In this paper, we intend to outline the history of thorium energy research, and suggest that a major effort, both scientific and economic, be made to implement thorium energy technology. This is not simply an economic issue (although it certainly is that). There are serious and real implications for human well being on a global scale. If we think that the migrant situation from Africa and the Middle East is problematic now, imagine if climate change turns these two regions into deserts, or Bangladesh is rendered uninhabitable by permanent flooding. Action has to be taken immediately and thorium technology may be the fastest, cleanest way to go.
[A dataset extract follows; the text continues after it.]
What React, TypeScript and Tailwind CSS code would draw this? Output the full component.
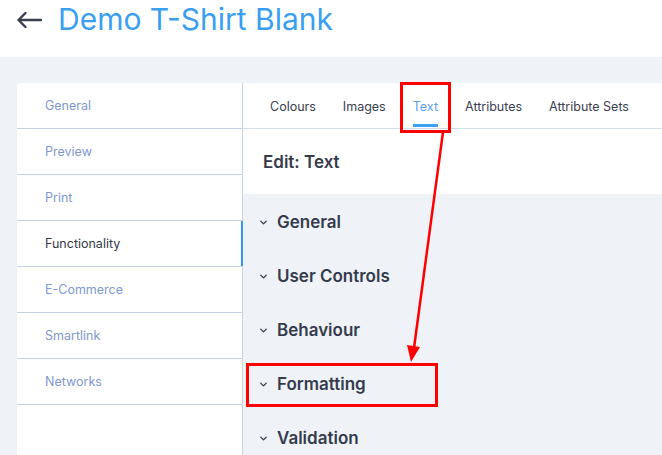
import { ChevronDown } from 'lucide-react';

const sideItems = ['General', 'Preview', 'Print', 'Functionality', 'E-Commerce', 'Smartlink', 'Networks'];
const tabs = ['Colours', 'Images', 'Text', 'Attributes', 'Attribute Sets'];
const sections = ['General', 'User Controls', 'Behaviour', 'Formatting', 'Validation'];

export default function App() {
  return (
    <div className="relative h-screen w-full overflow-hidden bg-[#eff3f7]" style={{ fontFamily: 'Inter, "Noto Sans", sans-serif' }}>
      {/* header */}
      <div className="flex h-[57px] items-start bg-white pl-[16px] pt-[4px]">
        <svg className="mt-[7px]" width="27" height="18" viewBox="0 0 27 18" fill="none" stroke="#3a404d" strokeWidth="2.4" strokeLinecap="round" strokeLinejoin="round">
          <path d="M25 9H2.5M9.5 2L2.5 9L9.5 16" />
        </svg>
        <h1 className="ml-[15px] text-[30px] leading-none text-[#3a9ff3]">Demo T-Shirt Blank</h1>
      </div>

      <div className="flex pl-[17px] pt-[26px]">
        {/* sidebar */}
        <div className="h-[372px] w-[226px] shrink-0 rounded-tl-sm border-r border-[#c5d3e3] bg-white">
          {sideItems.map((item) => {
            const active = item === 'Functionality';
            return (
              <div
                key={item}
                className={
                  'relative flex h-[46px] items-center border-b border-[#c5d3e3] pl-[28px] pt-[2px] text-[12.5px] ' +
                  (active ? 'text-[#333a48]' : 'text-[#7f98cf]')
                }
              >
                {item}
                {active && <div className="absolute right-[-1px] top-0 h-full w-[2px] bg-[#2f9bf2]" />}
              </div>
            );
          })}
        </div>

        {/* main panel */}
        <div className="flex-1">
          <div className="flex h-[46px] items-center gap-[27px] border-b border-[#d3dde8] bg-white pl-[27px]">
            {tabs.map((t) => {
              const active = t === 'Text';
              return (
                <div key={t} className={'relative flex h-full items-center pt-[3px] text-[12.5px] ' + (active ? 'text-[#5b9ff0]' : 'text-[#3a4050]')}>
                  {t}
                  {active && <div className="absolute bottom-[1px] left-0 h-[3px] w-full bg-[#3ba0f2]" />}
                </div>
              );
            })}
          </div>
          <div className="flex h-[65px] items-center bg-white pl-[20px] pt-[3px] text-[17px] font-semibold text-[#353b4b]">Edit: Text</div>
          <div>
            {sections.map((s) => (
              <div key={s} className="flex h-[54px] items-center pl-[15px] pt-[3px] text-[17px] font-semibold text-[#343b4d]">
                <ChevronDown className="mr-[8px] h-[11px] w-[11px] text-[#343b4d]" strokeWidth={3} />
                {s}
              </div>
            ))}
          </div>
        </div>
      </div>

      {/* annotations */}
      <div className="absolute left-[400px] top-[82px] h-[51px] w-[51px] border-[3px] border-[#ff0000]" />
      <div className="absolute left-[246px] top-[363px] h-[44px] w-[192px] border-[3px] border-[#ff0000]" />
      <svg className="absolute left-0 top-0" width="662" height="455">
        <line x1="443" y1="132" x2="414" y2="348" stroke="#ff0000" strokeWidth="2.5" />
        <polygon points="407,345 420,347 411,362" fill="#ff0000" />
      </svg>
    </div>
  );
}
The Problem with Nuclear Energy

Three serious reactor accidents have damaged the public’s perception and acceptance of nuclear technology: Three Mile Island, Chernobyl, and the latest, Fukushima. As unfortunate and dangerous as these situations are, if we look past our negativity and probability biases, we would realize that there is a tendency to attribute a greater significance and increased probability to recent and dramatic events, such as airliner crashes or nuclear accidents, than to other types of mishaps that are, in fact, much more probable AND dangerous — like highway accidents or wide-spread air pollution. The damage that resulted from all three nuclear accidents combined would not even fill the error bars of the measured economic, health, and climatic effects of global air pollution that has resulted from burning hydrocarbons for energy.

Technology can make nuclear power safer, although nothing can ever be completely safe, and the nuclear waste that is generated, while being potentially dangerous for protracted periods of time, has the immediate advantage of being localized and extremely compact. That compares favorably against combustion waste, which is both massive in quantity, and extremely wide-spread. It is irrational to be vaporizing our garbage into the atmosphere where it facilitates the warming of the biosphere, and damages the health of all air-breathing life.

Nuclear waste is dangerous and long-lasting, but it is small in magnitude and can be safely contained in-situ while longer-term storage solutions are developed.